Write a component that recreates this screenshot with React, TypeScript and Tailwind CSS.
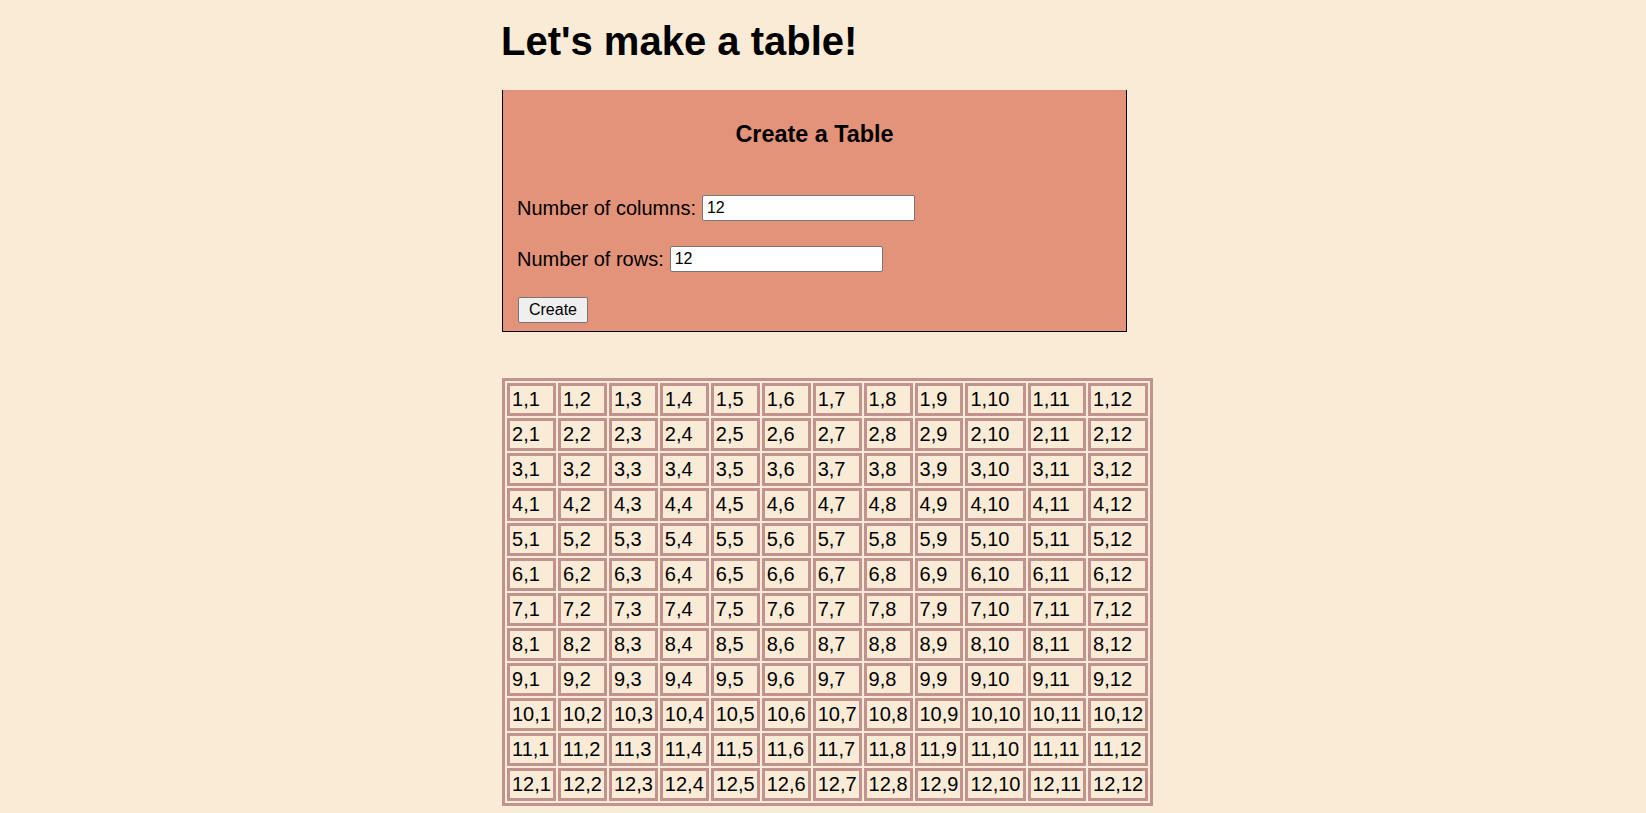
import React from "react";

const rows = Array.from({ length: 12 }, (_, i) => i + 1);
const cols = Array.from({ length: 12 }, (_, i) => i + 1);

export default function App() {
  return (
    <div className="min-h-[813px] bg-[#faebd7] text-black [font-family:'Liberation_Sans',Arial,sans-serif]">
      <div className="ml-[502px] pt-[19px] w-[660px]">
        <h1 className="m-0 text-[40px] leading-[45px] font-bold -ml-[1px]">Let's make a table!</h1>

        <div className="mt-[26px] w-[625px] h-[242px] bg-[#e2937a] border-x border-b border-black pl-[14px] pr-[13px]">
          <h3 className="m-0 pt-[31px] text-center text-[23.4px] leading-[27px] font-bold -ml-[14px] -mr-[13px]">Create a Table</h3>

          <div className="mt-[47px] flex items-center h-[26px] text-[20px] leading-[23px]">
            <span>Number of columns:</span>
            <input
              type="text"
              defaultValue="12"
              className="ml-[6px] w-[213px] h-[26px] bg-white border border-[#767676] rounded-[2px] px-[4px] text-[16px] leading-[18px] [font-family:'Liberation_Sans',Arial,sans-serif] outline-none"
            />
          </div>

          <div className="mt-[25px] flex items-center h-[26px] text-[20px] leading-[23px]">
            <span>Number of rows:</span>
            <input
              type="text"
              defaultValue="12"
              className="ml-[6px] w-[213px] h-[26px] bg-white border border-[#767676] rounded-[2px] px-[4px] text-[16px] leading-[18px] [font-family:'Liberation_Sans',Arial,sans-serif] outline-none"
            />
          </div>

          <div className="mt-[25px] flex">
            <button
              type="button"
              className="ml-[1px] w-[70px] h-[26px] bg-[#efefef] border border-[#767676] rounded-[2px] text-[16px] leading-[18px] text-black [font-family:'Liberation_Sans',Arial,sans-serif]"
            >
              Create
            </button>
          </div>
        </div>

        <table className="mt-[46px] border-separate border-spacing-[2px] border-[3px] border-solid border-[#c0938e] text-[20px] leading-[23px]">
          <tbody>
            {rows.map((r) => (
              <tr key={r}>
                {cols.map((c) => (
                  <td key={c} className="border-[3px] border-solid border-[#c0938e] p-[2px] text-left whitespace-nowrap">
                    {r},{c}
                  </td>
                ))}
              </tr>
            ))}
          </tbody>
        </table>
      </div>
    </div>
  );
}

## Stated problem
Copy every line above that holds the word "React".

## Finished answer
Write a component that recreates this screenshot with React, TypeScript and Tailwind CSS.
import React from "react";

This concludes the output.